Bywater's David Morgan will anchor one of the flagship traditions of the festival, the memorable Wine & Swine "with New Orleans flair" at Henry Miller Library, along with 20 hand-selected wineries and a half-dozen other top-shelf pork masters like Cal Stamenov (Lucia/Bernardus), Jonathan Roberts (PigWizard), Ben Spungin (Sierra Mar) and Frank Ostini (Hitching Post 2).
Much about the festival will keep with a half decade-plus of magnetic BSFW tradition that draws people from as far off as Alabama, including its strongest quality: a true feeling of family.
There will be collaborations (Hitching Post + Big Sur Bakery), five-and-a-half-hour Magical Mystery Tours, Hiking With Stemware, panel tastings and a Pinot Walkabout in Sierra Mar's big chef garden. (Get the full schedule and tickets on the Big Sur Food & Wine website.)

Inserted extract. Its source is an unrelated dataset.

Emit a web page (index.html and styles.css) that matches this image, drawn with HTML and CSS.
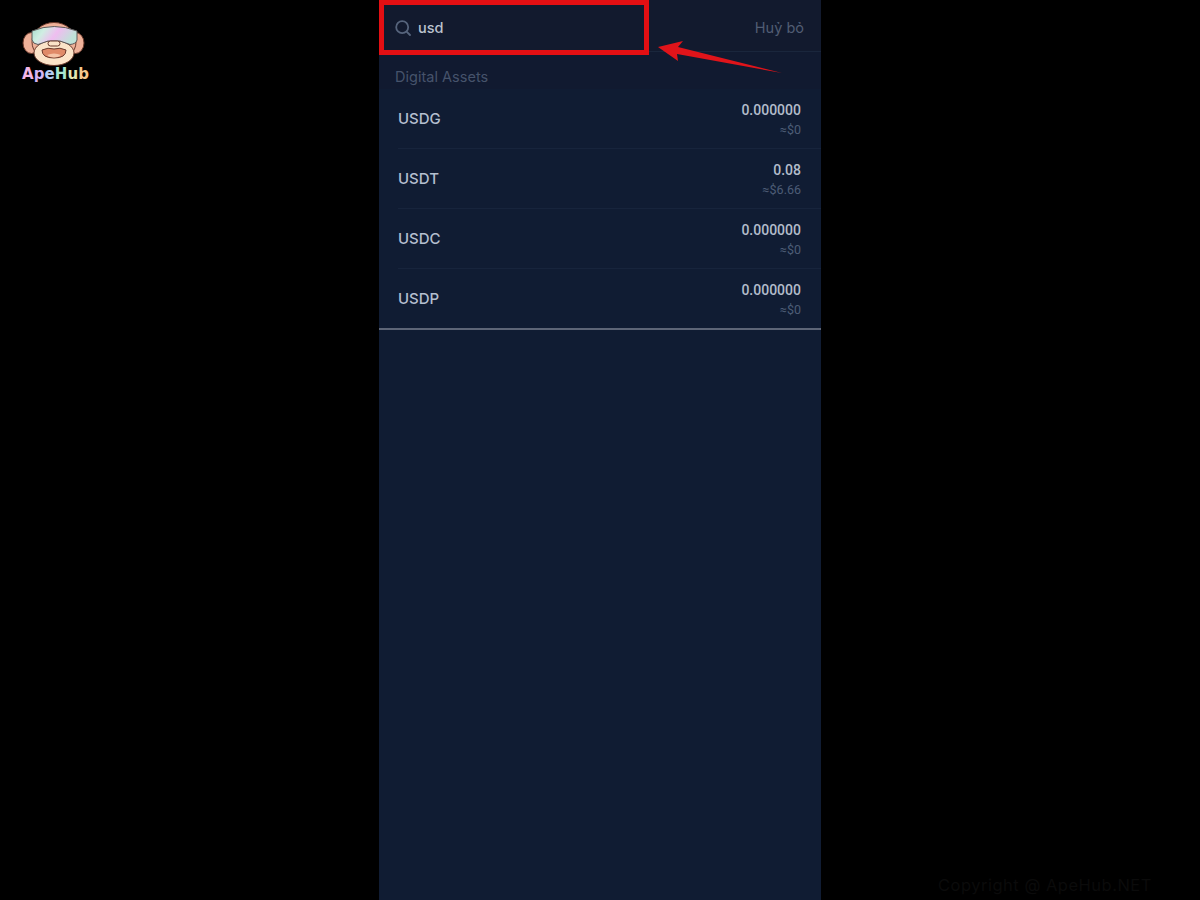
FILE: index.html
```html
<!DOCTYPE html>
<html lang="vi">
<head>
<meta charset="utf-8">
<title>ApeHub</title>
<link rel="stylesheet" href="styles.css">
</head>
<body>
<div class="stage">
  <aside class="side-left">
    <div class="logo">
      <svg class="logo-mark" width="64" height="44" viewBox="0 0 64 44">
        <defs>
          <linearGradient id="visor" x1="0" y1="0" x2="1" y2="0.3">
            <stop offset="0" stop-color="#a6dccb"/>
            <stop offset="0.3" stop-color="#cfeee2"/>
            <stop offset="0.6" stop-color="#efbdf0"/>
            <stop offset="1" stop-color="#bfe2d8"/>
          </linearGradient>
        </defs>
        <ellipse cx="9.5" cy="21" rx="8.5" ry="10.5" fill="#eeb199" stroke="#6b3a2c" stroke-width="1"/>
        <ellipse cx="53.5" cy="21" rx="8.5" ry="10.5" fill="#eeb199" stroke="#6b3a2c" stroke-width="1"/>
        <ellipse cx="32" cy="20" rx="22" ry="19.5" fill="#eeb199" stroke="#6b3a2c" stroke-width="1"/>
        <ellipse cx="32" cy="31" rx="20" ry="12.5" fill="#fbe3c8" stroke="#6b3a2c" stroke-width="1"/>
        <path d="M20 28 Q26 25 32 27 Q38 25 44 28 Q44 36 32 36 Q20 36 20 28Z" fill="#e08a68" stroke="#6b3a2c" stroke-width="1"/>
        <path d="M25 33 Q32 30 39 33 Q36 35.5 32 35.5 Q28 35.5 25 33Z" fill="#f5c3a6"/>
        <path d="M10 9 Q32 0 55 9 L55 18 Q54 22 48 22.5 L38 19 L26 19 L16 22.5 Q11 22 10 18Z" fill="url(#visor)" stroke="#5d5a5a" stroke-width="1"/>
        <rect x="26" y="19" width="12" height="5" rx="2.5" fill="#fbe3c8" stroke="#6b3a2c" stroke-width="1"/>
      </svg>
      <div class="logo-word"><span class="c1">A</span><span class="c2">p</span><span class="c3">e</span><span class="c4">H</span><span class="c5">u</span><span class="c6">b</span></div>
    </div>
  </aside>

  <main class="phone">
    <header class="search-bar">
      <div class="search-field">
        <svg class="search-icon" width="16" height="16" viewBox="0 0 16 16" fill="none">
          <circle cx="7.2" cy="7.2" r="6" stroke="#56647c" stroke-width="1.8"/>
          <path d="M11.6 11.6 L15 15" stroke="#56647c" stroke-width="1.8" stroke-linecap="round"/>
        </svg>
        <span class="search-text">usd</span>
      </div>
      <span class="cancel">Huỷ bỏ</span>
    </header>
    <div class="section-title">Digital Assets</div>
    <ul class="asset-list">
      <li class="asset"><span class="asset-name">USDG</span><div class="asset-values"><span class="amount">0.000000</span><span class="fiat">≈$0</span></div></li>
      <li class="asset"><span class="asset-name">USDT</span><div class="asset-values"><span class="amount">0.08</span><span class="fiat">≈$6.66</span></div></li>
      <li class="asset"><span class="asset-name">USDC</span><div class="asset-values"><span class="amount">0.000000</span><span class="fiat">≈$0</span></div></li>
      <li class="asset"><span class="asset-name">USDP</span><div class="asset-values"><span class="amount">0.000000</span><span class="fiat">≈$0</span></div></li>
    </ul>
    <div class="list-end"></div>

    <div class="highlight"></div>
    <svg class="arrow" width="130" height="40" viewBox="0 0 130 40">
      <path d="M0 7 L25 1 L20 7 L124 33 L19 14 L20 21Z" fill="#e0141a"/>
    </svg>
  </main>

  <aside class="side-right">
    <span class="copyright">Copyright @ ApeHub.NET</span>
  </aside>
</div>
</body>
</html>
```

FILE: styles.css
```css
* { box-sizing: border-box; }
html, body { margin: 0; height: 100%; background: #000; }
body { font-family: Inter, "Liberation Sans", sans-serif; overflow: hidden; }

.stage {
  display: grid;
  grid-template-columns: 379px 442px 379px;
  height: 900px;
}

.side-left { padding: 22px 0 0 22px; }
.logo { display: flex; flex-direction: column; align-items: flex-start; width: 70px; }
.logo-mark { display: block; }
.logo-word {
  margin-top: 0;
  font-family: "DejaVu Sans", sans-serif;
  font-weight: 700;
  font-size: 15px;
  line-height: 16px;
  letter-spacing: 0.1px;
  white-space: nowrap;
}
.c1 { color: #f3b6e6; }
.c2 { color: #d3b3f2; }
.c3 { color: #b5cdf4; }
.c4 { color: #a8e6d0; }
.c5 { color: #e4e6b0; }
.c6 { color: #f5c68c; }

.phone {
  position: relative;
  background: #101c33;
  height: 900px;
}

.search-bar {
  display: flex;
  align-items: center;
  justify-content: space-between;
  height: 52px;
  padding: 4px 17px 0 16px;
  background: #121a2e;
  border-bottom: 1px solid #1a263c;
}
.search-field { display: flex; align-items: center; gap: 7px; }
.search-icon { display: block; }
.search-text { font-size: 14.5px; font-weight: 500; color: #bcc3cf; }
.cancel { font-size: 14.5px; color: #515d73; }

.section-title {
  height: 37px;
  padding: 16px 0 0 16px;
  font-size: 14.5px;
  line-height: 18px;
  letter-spacing: 0.02px;
  color: #46536b;
  background: #111a30;
}

.asset-list { list-style: none; margin: 0; padding: 0 0 0 19px; }
.asset {
  display: flex;
  align-items: center;
  justify-content: space-between;
  height: 60px;
  padding-right: 20px;
  border-bottom: 1px solid #17243c;
}
.asset:last-child { border-bottom: 0; height: 59px; }
.asset-name { font-size: 15px; font-weight: 500; color: #b4bfcf; }
.asset-values { display: flex; flex-direction: column; align-items: flex-end; padding-top: 2px; }
.amount { font-family: Roboto, sans-serif; font-size: 14px; font-weight: 500; line-height: 20px; color: #b3bccb; }
.fiat { font-family: Roboto, sans-serif; font-size: 12.5px; line-height: 20px; color: #4d5c76; }

.list-end { height: 2px; background: #5d6577; }

.highlight {
  position: absolute;
  left: 0;
  top: 0;
  width: 270px;
  height: 55px;
  border: 5px solid #e30f13;
}
.arrow { position: absolute; left: 279px; top: 40px; }

.side-right { display: flex; align-items: flex-end; padding: 0 0 6px 117px; }
.copyright {
  font-family: Inter, sans-serif;
  font-size: 16.5px;
  line-height: 18px;
  letter-spacing: 0.5px;
  color: #0b0b0b;
  white-space: nowrap;
}
```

But there are changes, some which have been already realized. Among them:
• BSFW is now a 501(c)(3) nonprofit, with books open to the public. CFO/Events Director/Harmonic Converger Elsa Rivera hopes that means more effective management and greater impact on the South Coast:
"I keep saying that if the festival can bring much-needed economy to Big Sur—if we can raise funds, not only for our designated beneficiaries but those affected by the Soberanes Fire—we can have a wonderful weekend while treading respectfully on this beautiful land, and we will truly be a success."

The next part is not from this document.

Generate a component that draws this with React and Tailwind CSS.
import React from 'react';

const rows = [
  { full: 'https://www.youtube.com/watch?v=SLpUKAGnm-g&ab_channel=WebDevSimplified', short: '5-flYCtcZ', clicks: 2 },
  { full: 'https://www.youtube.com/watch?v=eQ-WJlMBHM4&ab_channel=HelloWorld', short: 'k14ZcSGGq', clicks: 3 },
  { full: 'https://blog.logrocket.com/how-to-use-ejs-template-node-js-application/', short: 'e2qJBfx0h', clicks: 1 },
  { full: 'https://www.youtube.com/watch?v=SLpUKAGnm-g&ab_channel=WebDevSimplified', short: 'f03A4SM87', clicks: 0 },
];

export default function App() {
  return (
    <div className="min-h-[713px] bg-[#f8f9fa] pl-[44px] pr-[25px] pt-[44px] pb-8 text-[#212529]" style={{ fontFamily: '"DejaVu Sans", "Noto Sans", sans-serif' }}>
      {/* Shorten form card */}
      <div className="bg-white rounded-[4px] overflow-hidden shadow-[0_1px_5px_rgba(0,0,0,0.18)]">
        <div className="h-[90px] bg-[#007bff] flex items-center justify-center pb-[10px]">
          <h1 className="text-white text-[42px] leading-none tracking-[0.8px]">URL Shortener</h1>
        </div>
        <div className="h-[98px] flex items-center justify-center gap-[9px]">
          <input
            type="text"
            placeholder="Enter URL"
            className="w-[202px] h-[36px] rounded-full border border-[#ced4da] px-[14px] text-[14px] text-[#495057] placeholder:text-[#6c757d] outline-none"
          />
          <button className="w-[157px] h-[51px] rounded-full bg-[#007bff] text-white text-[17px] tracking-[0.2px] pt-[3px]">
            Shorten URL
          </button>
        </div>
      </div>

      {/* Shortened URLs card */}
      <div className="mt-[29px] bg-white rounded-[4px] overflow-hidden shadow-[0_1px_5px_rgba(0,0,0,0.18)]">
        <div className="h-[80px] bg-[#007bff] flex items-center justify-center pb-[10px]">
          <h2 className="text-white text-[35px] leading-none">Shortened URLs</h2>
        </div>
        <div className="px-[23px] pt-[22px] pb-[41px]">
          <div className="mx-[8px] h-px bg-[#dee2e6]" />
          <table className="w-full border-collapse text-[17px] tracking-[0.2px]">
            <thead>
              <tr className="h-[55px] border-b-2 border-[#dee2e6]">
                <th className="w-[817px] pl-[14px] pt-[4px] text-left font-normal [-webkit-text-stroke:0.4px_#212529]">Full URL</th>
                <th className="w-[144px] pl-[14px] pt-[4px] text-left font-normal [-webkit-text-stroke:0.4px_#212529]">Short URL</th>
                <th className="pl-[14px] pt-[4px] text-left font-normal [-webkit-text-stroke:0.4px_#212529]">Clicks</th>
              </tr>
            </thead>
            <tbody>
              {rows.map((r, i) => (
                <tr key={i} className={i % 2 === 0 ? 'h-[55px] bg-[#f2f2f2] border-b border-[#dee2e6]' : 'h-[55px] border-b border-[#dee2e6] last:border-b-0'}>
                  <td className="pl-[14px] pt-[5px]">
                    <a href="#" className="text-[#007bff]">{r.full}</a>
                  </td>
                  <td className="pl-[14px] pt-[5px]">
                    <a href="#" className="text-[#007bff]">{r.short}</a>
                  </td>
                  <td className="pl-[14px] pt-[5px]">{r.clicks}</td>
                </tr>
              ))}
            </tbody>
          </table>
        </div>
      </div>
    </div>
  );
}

• Hyatt Carmel Highlands no longer hosts the opening Gateway to Big Sur event. (The event's been discontinued.) Can't say I'm sad about that. The bigger corporate sponsorship relationships undercut the independent spirit of BSFW, and it wasn't making BSFW much money.
• BSFW is planning events beyond one weekend in fall. The possibilities include pop-up events, vignettes and dinners throughout the year and in other venues, perhaps other cities.
• Longtime BSFW head cheese and founding president Toby Rowland Jones retired after seven years of shouldering much of the festival burden to pursue other things; his longtime collaborator Aengus Wagner has taken the helm as president.
Rivera ultimately swings back around to other things that haven't changed: namely, the relentless hustle of the board and instigators of good taste Wagner and VP/Wine Director Matt Peterson, and an army of chefs, wineries, volunteers, property owners and venue managers.
"We have really strengthened our bond as a family of friends who really become a well run working machine to put on the best weekend possible," Rivera says. "I continue to be in awe of everyone who so generously accepted our invitation to participate, even when getting a late start because of the fire."
Peterson adds that he's 1) enthusiastic Post Ranch is again a partner after a hiatus, 2) stoked on a much stronger music presence, and 3) the fact that the Hoedown at Henry Miller is priced for locals at $75.
"We cut the fat on events that weren't as beloved or weren't showcasing Big Sur the way we'd like," he says, "and streamlined the favorite elements, particularly the smaller-scale hikes and Henry Miller events, to be their best."